In the entries, find all lines that hold the word "React" and copy them.

● ● ● ● ● ● ●

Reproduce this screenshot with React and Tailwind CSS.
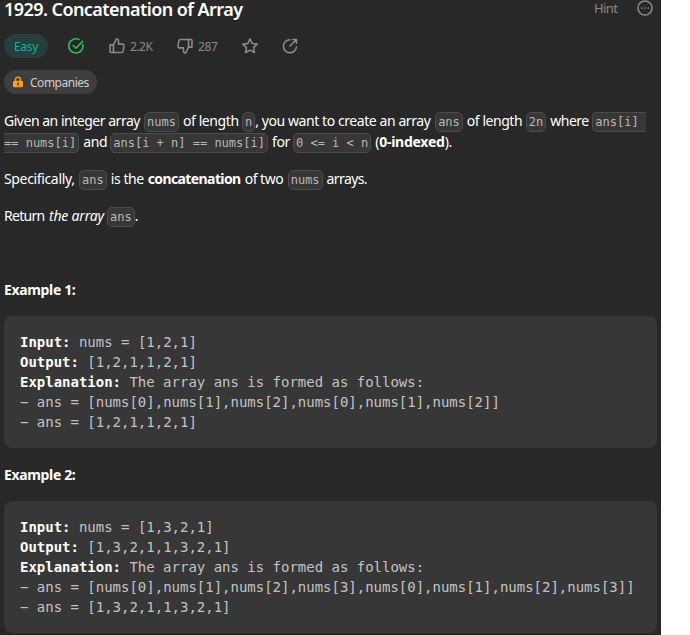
function Code({ children, className = '' }) {
  return (
    <code
      className={`inline-block h-5 rounded-[5px] border border-[#4c4c4c] bg-[#373737] px-[2px] pt-px font-['DejaVu_Sans_Mono',monospace] text-[12px] leading-4 tracking-normal text-[#b8b8b8] ${className}`}
    >
      {children}
    </code>
  );
}

function Text({ children, className = '' }) {
  return <span className={`inline-block shrink-0 whitespace-pre ${className}`}>{children}</span>;
}

function Line({ children }) {
  return <div className="flex h-[21px] items-baseline whitespace-pre">{children}</div>;
}

function Example({ input, output, steps }) {
  return (
    <pre className="mr-1 h-[132px] rounded-lg bg-[#373737] p-4 font-['DejaVu_Sans_Mono',monospace] text-[14px] leading-5 tracking-[-0.01px] text-[#c3c3c3]">
      <b className="text-white">Input:</b> nums = {input}{'\n'}
      <b className="text-white">Output:</b> {output}{'\n'}
      <b className="text-white">Explanation:</b> The array ans is formed as follows:{'\n'}
      − ans = {steps}{'\n'}
      − ans = {output}
    </pre>
  );
}

function Stroke({ children, className = '', width = 2.1 }) {
  return (
    <svg
      viewBox="0 0 24 24"
      fill="none"
      stroke="currentColor"
      strokeWidth={width}
      strokeLinecap="round"
      strokeLinejoin="round"
      className={`h-[18px] w-[18px] shrink-0 ${className}`}
    >
      {children}
    </svg>
  );
}

export default function App() {
  return (
    <div className="min-h-screen bg-white">
      <main className="h-[635px] w-[661px] overflow-hidden bg-[#282828] pl-1 font-['Noto_Sans',sans-serif] text-[14px] leading-[21px] text-white">
        <header className="flex h-[34px] items-start">
          <h1 className="w-[590px] whitespace-nowrap text-[18px] font-semibold leading-[18px] tracking-[-0.56px]">
            1929. Concatenation of Array
          </h1>
          <span className="-mt-[2px] w-[42px] text-[13px] leading-5 tracking-[-0.6px] text-[#8a8a8a]">Hint</span>
          <Stroke className="-mt-px text-[#8a8a8a]">
            <circle cx="12" cy="12" r="9.4" />
            <path d="M7.6 12h.01M12 12h.01M16.4 12h.01" strokeWidth="2.3" />
          </Stroke>
        </header>

        <div className="flex h-6 items-center text-[12px] text-[#8a8a8a]">
          <span className="flex h-6 w-11 items-center justify-center rounded-full bg-[#263f3c] tracking-[-0.3px] text-[#00b8a3]">
            Easy
          </span>
          <Stroke className="ml-[19px] text-[#2cbb5d]" width={2.2}>
            <path d="M21.2 10.3a9.5 9.5 0 1 1-5.3-7" />
            <path d="m8.2 11.3 3.7 3.7L20.8 5.8" />
          </Stroke>
          <Stroke className="ml-[23px]">
            <path d="M2.7 10.5h4.6v10.2H3.7a1 1 0 0 1-1-1Z" />
            <path d="M7.3 10.5 11 2.7c2 0 3 1.1 3 2.8v4h5.2c1.5 0 2.3 1 2.1 2.4l-1.1 6.8c-.2 1.3-1 2-2.3 2H7.3" />
          </Stroke>
          <span className="ml-[4px] w-[24px] whitespace-nowrap tracking-[-0.5px]">2.2K</span>
          <Stroke className="ml-[22px]">
            <path d="M21.3 13.5h-4.6V3.3h3.6a1 1 0 0 1 1 1Z" />
            <path d="M16.7 13.5 13 21.3c-2 0-3-1.1-3-2.8v-4H4.8c-1.5 0-2.3-1-2.1-2.4l1.1-6.8c.2-1.3 1-2 2.3-2h10.6" />
          </Stroke>
          <span className="ml-[4px] w-[19px] whitespace-nowrap tracking-[-0.4px]">287</span>
          <Stroke className="ml-[24px]">
            <path d="m12 2.6 2.9 6 6.6.9-4.8 4.6 1.2 6.6-5.9-3.2-5.9 3.2 1.2-6.6-4.8-4.6 6.6-.9Z" />
          </Stroke>
          <Stroke className="ml-[22px]">
            <path d="M12 3.7a8.7 8.7 0 1 0 8.6 9.2" />
            <path d="M12 12 20 4M15.6 3.4h5v5" />
          </Stroke>
        </div>

        <div className="mt-3 flex h-6 w-[93px] items-center rounded-full bg-[#3e3e3e] pl-[8px] text-[12px] text-[#cfcfcf]">
          <svg viewBox="0 0 12 12" className="h-3 w-3">
            <path d="M3.5 5V3.6a2.5 2.5 0 0 1 5 0V5" fill="none" stroke="#ffa116" strokeWidth="1.4" />
            <rect x="1" y="4.7" width="10" height="6.6" rx="1.5" fill="#ffa116" />
            <path d="M6 7v2" stroke="#4b3a20" strokeWidth="1.5" strokeLinecap="round" />
          </svg>
          <span className="ml-[6px] tracking-[-0.48px]">Companies</span>
        </div>

        <section className="mt-4">
          <Line>
            <Text className="w-[140px] tracking-[-0.48px]">Given an integer array </Text>
            <Code>nums</Code>
            <Text className="w-[63px] pl-[4px] tracking-[-0.4px]">of length </Text>
            <Code>n</Code>
            <Text className="w-[180px] tracking-[-0.42px]">, you want to create an array </Text>
            <Code>ans</Code>
            <Text className="w-[63px] pl-[4px] tracking-[-0.45px]">of length </Text>
            <Code>2n</Code>
            <Text className="w-[46px] pl-[4px] tracking-[-0.5px]">where </Text>
            <Code className="w-[54px] rounded-r-none border-r-0">ans[i]</Code>
          </Line>
          <Line>
            <Code className="rounded-l-none border-l-0 pl-0">== nums[i]</Code>
            <Text className="w-[31px] pl-[4px] tracking-[-0.4px]">and</Text>
            <Code>ans[i + n] == nums[i]</Code>
            <Text className="w-[25px] pl-[4px] tracking-[-0.4px]">for</Text>
            <Code>0 &lt;= i &lt; n</Code>
            <Text className="pl-[4px] tracking-[-0.25px]">(<b>0-indexed</b>).</Text>
          </Line>
        </section>

        <section className="mt-4">
          <Line>
            <Text className="w-[75px] tracking-[-0.35px]">Specifically, </Text>
            <Code>ans</Code>
            <Text className="w-[41px] pl-[4px] tracking-[-0.4px]">is the </Text>
            <Text className="w-[97px] font-bold tracking-[-0.6px]">concatenation</Text>
            <Text className="w-[43px] tracking-[-0.5px]">of two </Text>
            <Code>nums</Code>
            <Text className="pl-[4px] tracking-[-0.6px]">arrays.</Text>
          </Line>
        </section>

        <section className="mt-4">
          <Line>
            <Text className="w-[45px] tracking-[-0.7px]">Return </Text>
            <Text className="w-[58px] italic tracking-[-0.2px]">the array</Text>
            <Code>ans</Code>
            <Text>.</Text>
          </Line>
        </section>

        <h2 className="mb-4 mt-[53px] text-[14px] font-bold leading-[21px] tracking-[-0.35px]">Example 1:</h2>
        <Example
          input="[1,2,1]"
          output="[1,2,1,1,2,1]"
          steps="[nums[0],nums[1],nums[2],nums[0],nums[1],nums[2]]"
        />
        <h2 className="my-4 text-[14px] font-bold leading-[21px] tracking-[-0.35px]">Example 2:</h2>
        <Example
          input="[1,3,2,1]"
          output="[1,3,2,1,1,3,2,1]"
          steps="[nums[0],nums[1],nums[2],nums[3],nums[0],nums[1],nums[2],nums[3]]"
        />
      </main>
    </div>
  );
}
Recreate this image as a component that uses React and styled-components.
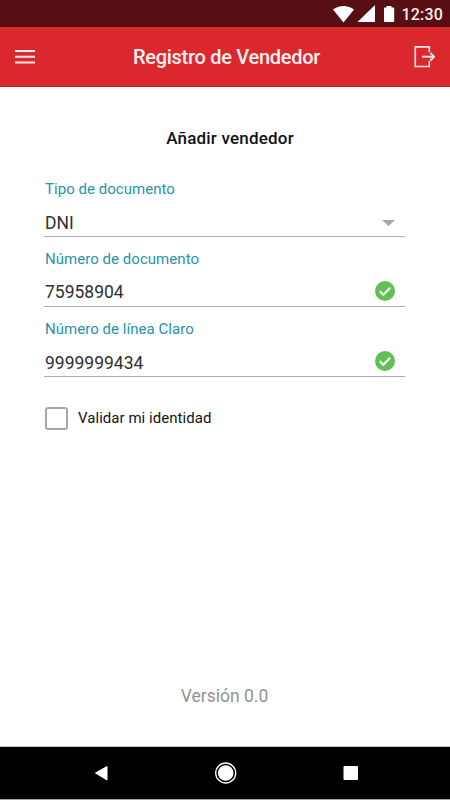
import React from "react";
import styled, { createGlobalStyle } from "styled-components";

const GlobalStyle = createGlobalStyle`
  * { box-sizing: border-box; }
  body { margin: 0; background: #fff; font-family: Roboto, "Liberation Sans", sans-serif; }
`;

const Screen = styled.div`
  display: flex;
  flex-direction: column;
  width: 450px;
  height: 800px;
  overflow: hidden;
  background: #fff;
`;

const StatusBar = styled.div`
  display: flex;
  align-items: center;
  justify-content: flex-end;
  height: 27px;
  padding-right: 7px;
  background: #570f13;
  color: #fbeeee;
`;

const StatusIcons = styled.svg`
  display: block;
  width: 62px;
  height: 27px;
  margin-right: 6px;
  fill: #fff;
`;

const Clock = styled.span`
  font-size: 16px;
  font-weight: 500;
  line-height: 20px;
  letter-spacing: 0.2px;
  padding-top: 3px;
`;

const Header = styled.header`
  display: grid;
  grid-template-columns: 60px 1fr 57px;
  align-items: center;
  height: 60px;
  background: #db282c;
  border-bottom: 1px solid #c32226;
`;

const IconButton = styled.button`
  display: flex;
  padding: 0 0 0 ${(p) => p.$inset}px;
  border: 0;
  background: none;
  color: #fdebeb;
`;

const Title = styled.h1`
  margin: 0;
  text-align: center;
  color: #fff0f0;
  font-size: 20px;
  font-weight: 500;
  line-height: 24px;
  letter-spacing: -0.28px;
`;

const Content = styled.main`
  display: flex;
  flex: 1;
  flex-direction: column;
  padding: 38px 45px 0 44px;
`;

const Subtitle = styled.h2`
  margin: 0 0 26px;
  padding-left: 11px;
  text-align: center;
  color: #111;
  font-size: 17px;
  font-weight: 500;
  line-height: 26px;
  letter-spacing: 0.2px;
`;

const Field = styled.div`
  display: flex;
  flex-direction: column;
  height: 70px;
  padding-top: 3px;
`;

const Label = styled.span`
  padding-left: 1px;
  color: #1f95a6;
  font-size: 15px;
  line-height: 18px;
  letter-spacing: 0.04px;
`;

const Control = styled.div`
  display: flex;
  align-items: center;
  justify-content: space-between;
  height: 39px;
  padding: 8px 10px 0 1px;
  border-bottom: 1px solid #adadad;
  color: #303030;
`;

const Value = styled.span`
  padding-top: ${(p) => p.$drop}px;
  font-size: 17.5px;
  line-height: 24px;
`;

const CheckRow = styled.label`
  display: flex;
  align-items: center;
  gap: 10px;
  margin-top: 19px;
  padding-left: 1px;
  color: #151515;
  font-size: 15px;
  line-height: 24px;
  letter-spacing: 0.04px;
`;

const Box = styled.span`
  width: 23px;
  height: 23px;
  border: 2px solid #a8a8a8;
  border-radius: 3px;
`;

const Version = styled.p`
  margin: auto 0 38px;
  text-align: center;
  color: #929292;
  font-size: 17.5px;
  line-height: 24px;
`;

const NavBar = styled.nav`
  display: flex;
  height: 54px;
  background: #000;
  border-top: 1px solid #c2c9c8;
  border-bottom: 1px solid #a0a0a0;
`;

const NavIcons = styled.svg`
  display: block;
  fill: #fff;
`;

const CaretIcon = styled.svg`
  display: block;
  margin-top: 4px;
`;

const ValidMark = () => (
  <svg width="20" height="20" viewBox="0 0 20 20">
    <circle cx="10" cy="10" r="10" fill="#62bf55" />
    <path d="M4.8 10.2 8.3 13.7 15.2 6.7" fill="none" stroke="#fff" strokeWidth="2.2" />
  </svg>
);

const Caret = () => (
  <CaretIcon width="13" height="6" viewBox="0 0 13 6">
    <path d="M0 0h13L6.5 6z" fill="#a5a5a5" />
  </CaretIcon>
);

const fields = [
  { label: "Tipo de documento", value: "DNI", select: true, drop: 3 },
  { label: "Número de documento", value: "75958904", drop: 1 },
  { label: "Número de línea Claro", value: "9999999434", drop: 3 },
];

export default function App() {
  return (
    <Screen>
      <GlobalStyle />
      <StatusBar>
        <StatusIcons viewBox="333 0 62 27">
          <path d="M333 9.6C339 4.8 348 4.8 354 9.6L343.5 22.6Z" />
          <path d="M375 5V22H357.5Z" />
          <path d="M386.5 6h5v1.4h1.8q.9 0 .9.9v12.8q0 .9-.9.9h-8.4q-.9 0-.9-.9V8.3q0-.9.9-.9h1.6z" />
        </StatusIcons>
        <Clock>12:30</Clock>
      </StatusBar>
      <Header>
        <IconButton $inset={15} aria-label="Menú">
          <svg width="20" height="14" viewBox="0 0 20 14" fill="currentColor">
            <path d="M0 0h20v2H0zM0 5.7h20v2H0zM0 11.5h20v2H0z" />
          </svg>
        </IconButton>
        <Title>Registro de Vendedor</Title>
        <IconButton $inset={21} aria-label="Salir">
          <svg width="22" height="22" viewBox="0 0 22 22" fill="none" stroke="currentColor" strokeWidth="1.6">
            <path d="M15.3 6V.9H1.3v19.600h14V15" />
            <path d="M8 10.7h12" strokeWidth="1.9" />
            <path d="M16.3 6.9 20.1 10.7 16.3 14.5" strokeWidth="1.8" />
          </svg>
        </IconButton>
      </Header>
      <Content>
        <Subtitle>Añadir vendedor</Subtitle>
        {fields.map((f) => (
          <Field key={f.label}>
            <Label>{f.label}</Label>
            <Control>
              <Value $drop={f.drop}>{f.value}</Value>
              {f.select ? <Caret /> : <ValidMark />}
            </Control>
          </Field>
        ))}
        <CheckRow>
          <Box />
          Validar mi identidad
        </CheckRow>
        <Version>Versión 0.0</Version>
      </Content>
      <NavBar>
        <NavIcons width="450" height="52" viewBox="0 747 450 52">
          <path d="M95.5 773 107 766.5V780Z" stroke="#fff" strokeWidth="1" strokeLinejoin="round" />
          <circle cx="225.7" cy="773" r="7.8" />
          <circle cx="225.7" cy="773" r="10" fill="none" stroke="#fff" strokeWidth="1.3" />
          <rect x="343.5" y="766" width="14.5" height="14" rx="1" />
        </NavIcons>
      </NavBar>
    </Screen>
  );
}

● ● ● ● ● ● ●

SOLUTION TO THIS EXERCISE:
Reproduce this screenshot with React and Tailwind CSS.
Recreate this image as a component that uses React and styled-components.
import React from "react";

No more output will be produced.